(Pages as source code)

—————

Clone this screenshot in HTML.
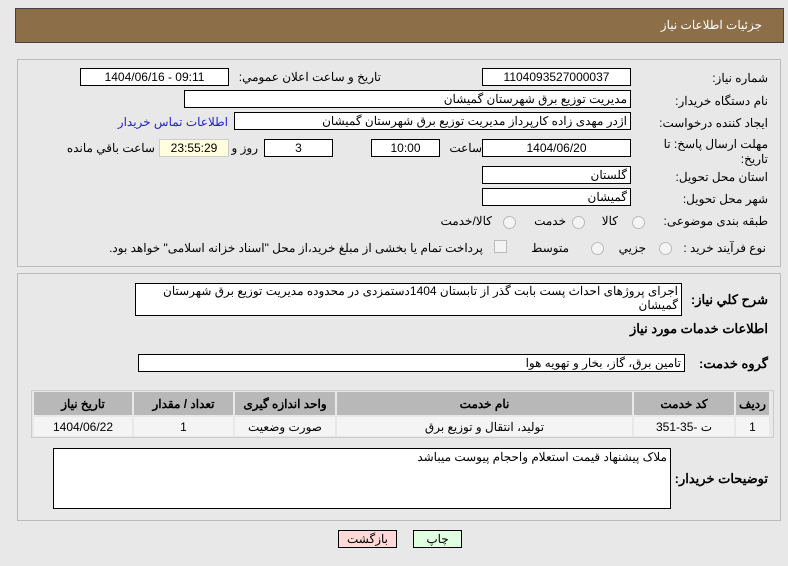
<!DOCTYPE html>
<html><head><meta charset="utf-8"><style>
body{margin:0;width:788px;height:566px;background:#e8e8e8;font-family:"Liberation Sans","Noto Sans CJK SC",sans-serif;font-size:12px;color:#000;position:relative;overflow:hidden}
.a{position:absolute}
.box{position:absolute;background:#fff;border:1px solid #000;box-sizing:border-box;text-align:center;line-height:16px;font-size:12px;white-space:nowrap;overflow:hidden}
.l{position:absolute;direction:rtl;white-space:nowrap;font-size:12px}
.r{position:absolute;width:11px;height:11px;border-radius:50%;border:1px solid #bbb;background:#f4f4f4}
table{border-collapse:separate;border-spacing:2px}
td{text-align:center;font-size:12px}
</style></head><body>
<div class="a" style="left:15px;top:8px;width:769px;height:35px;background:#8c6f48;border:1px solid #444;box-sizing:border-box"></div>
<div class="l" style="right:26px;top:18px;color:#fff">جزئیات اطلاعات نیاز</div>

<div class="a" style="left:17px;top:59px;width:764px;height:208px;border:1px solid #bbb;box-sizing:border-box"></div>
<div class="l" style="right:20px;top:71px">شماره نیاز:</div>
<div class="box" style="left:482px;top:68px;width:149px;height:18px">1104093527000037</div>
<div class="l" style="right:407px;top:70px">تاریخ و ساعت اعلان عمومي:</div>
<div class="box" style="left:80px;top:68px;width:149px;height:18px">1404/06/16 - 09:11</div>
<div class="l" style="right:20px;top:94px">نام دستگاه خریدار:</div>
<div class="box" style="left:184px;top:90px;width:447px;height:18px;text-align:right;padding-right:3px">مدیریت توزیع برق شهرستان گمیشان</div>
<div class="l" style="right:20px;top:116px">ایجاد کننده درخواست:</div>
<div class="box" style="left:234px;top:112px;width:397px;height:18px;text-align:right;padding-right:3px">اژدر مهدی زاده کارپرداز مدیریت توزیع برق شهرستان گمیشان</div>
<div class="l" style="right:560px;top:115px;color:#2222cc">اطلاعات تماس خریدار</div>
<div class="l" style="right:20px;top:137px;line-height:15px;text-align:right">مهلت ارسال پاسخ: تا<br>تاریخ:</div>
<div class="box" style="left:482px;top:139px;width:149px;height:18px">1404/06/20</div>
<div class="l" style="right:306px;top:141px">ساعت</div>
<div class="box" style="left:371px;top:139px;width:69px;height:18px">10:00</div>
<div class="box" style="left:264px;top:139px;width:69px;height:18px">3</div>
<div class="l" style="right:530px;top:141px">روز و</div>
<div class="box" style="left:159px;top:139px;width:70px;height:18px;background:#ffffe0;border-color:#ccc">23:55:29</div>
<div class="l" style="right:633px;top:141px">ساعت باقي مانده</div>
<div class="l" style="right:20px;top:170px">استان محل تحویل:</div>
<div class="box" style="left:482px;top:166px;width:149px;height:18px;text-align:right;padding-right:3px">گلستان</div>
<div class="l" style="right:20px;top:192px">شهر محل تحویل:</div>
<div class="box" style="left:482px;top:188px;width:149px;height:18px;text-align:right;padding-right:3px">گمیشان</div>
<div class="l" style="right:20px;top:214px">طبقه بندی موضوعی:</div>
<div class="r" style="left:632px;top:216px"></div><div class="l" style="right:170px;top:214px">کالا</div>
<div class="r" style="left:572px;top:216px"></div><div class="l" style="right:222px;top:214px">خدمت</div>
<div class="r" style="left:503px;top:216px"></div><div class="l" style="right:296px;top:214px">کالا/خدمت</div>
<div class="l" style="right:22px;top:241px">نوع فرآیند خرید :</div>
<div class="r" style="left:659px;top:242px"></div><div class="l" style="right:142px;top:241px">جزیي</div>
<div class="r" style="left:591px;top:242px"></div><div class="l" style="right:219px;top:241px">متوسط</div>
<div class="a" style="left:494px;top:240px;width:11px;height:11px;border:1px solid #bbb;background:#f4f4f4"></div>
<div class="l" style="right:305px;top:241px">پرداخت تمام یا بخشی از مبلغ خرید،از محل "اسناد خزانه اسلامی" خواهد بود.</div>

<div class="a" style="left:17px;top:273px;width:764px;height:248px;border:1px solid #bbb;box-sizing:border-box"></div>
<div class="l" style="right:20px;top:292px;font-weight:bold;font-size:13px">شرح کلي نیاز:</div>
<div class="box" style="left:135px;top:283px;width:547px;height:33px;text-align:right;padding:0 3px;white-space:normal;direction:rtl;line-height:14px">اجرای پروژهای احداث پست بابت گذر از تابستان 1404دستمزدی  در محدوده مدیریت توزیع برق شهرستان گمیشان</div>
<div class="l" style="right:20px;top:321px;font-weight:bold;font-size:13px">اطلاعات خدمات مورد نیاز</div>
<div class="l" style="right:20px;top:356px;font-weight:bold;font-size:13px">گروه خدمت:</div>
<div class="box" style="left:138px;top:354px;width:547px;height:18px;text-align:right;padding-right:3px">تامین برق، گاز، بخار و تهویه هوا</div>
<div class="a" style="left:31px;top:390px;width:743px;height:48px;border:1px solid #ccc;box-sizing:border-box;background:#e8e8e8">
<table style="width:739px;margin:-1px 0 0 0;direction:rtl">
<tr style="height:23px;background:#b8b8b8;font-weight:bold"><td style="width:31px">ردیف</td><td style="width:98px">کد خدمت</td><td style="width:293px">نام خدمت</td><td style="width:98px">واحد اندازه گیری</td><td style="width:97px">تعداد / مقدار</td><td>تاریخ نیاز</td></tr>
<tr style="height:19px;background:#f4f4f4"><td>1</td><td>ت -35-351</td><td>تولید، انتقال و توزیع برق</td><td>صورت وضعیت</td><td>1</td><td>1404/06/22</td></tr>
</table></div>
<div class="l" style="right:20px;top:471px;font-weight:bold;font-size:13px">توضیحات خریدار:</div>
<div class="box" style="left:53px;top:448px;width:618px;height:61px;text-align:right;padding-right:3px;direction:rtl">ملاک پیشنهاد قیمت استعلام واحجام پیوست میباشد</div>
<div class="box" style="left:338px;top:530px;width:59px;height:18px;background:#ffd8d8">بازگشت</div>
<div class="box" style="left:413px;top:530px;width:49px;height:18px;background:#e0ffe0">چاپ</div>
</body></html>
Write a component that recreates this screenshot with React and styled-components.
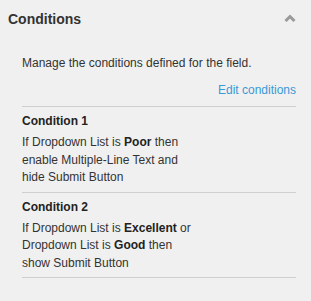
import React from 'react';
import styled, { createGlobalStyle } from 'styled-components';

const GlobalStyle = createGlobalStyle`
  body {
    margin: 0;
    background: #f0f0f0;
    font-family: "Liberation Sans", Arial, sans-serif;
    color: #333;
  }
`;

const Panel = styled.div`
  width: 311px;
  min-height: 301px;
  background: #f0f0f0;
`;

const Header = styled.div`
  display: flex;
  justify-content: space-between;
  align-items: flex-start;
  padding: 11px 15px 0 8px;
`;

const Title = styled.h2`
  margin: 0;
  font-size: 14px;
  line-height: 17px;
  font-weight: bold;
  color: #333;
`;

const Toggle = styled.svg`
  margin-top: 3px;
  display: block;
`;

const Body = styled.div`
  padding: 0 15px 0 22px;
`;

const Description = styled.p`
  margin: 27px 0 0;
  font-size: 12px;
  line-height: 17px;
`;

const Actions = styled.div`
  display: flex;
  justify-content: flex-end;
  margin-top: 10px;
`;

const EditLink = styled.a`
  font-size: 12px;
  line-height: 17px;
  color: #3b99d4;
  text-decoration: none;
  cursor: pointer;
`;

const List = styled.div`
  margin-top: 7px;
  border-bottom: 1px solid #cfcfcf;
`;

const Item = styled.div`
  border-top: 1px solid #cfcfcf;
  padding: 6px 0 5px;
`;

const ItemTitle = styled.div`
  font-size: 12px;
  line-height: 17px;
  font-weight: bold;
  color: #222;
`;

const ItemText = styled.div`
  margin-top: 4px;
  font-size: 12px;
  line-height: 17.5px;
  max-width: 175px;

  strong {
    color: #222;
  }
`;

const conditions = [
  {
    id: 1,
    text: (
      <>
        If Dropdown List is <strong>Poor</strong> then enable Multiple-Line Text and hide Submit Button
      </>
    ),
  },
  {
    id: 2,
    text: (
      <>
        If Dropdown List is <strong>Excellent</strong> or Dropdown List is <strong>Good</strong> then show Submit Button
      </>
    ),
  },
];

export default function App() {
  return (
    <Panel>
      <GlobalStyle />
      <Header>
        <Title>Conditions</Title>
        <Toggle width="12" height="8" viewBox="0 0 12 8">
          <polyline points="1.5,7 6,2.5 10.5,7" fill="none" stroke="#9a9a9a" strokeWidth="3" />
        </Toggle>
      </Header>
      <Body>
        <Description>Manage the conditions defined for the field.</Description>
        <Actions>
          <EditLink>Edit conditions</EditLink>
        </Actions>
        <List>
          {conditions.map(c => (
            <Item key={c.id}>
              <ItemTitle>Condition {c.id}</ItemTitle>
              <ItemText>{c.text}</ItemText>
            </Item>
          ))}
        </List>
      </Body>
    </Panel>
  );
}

—————

Search the listing for the word "screenshot". Copy every line in which it occurs.

WRITTEN RESPONSE
Clone this screenshot in HTML.
Write a component that recreates this screenshot with React and styled-components.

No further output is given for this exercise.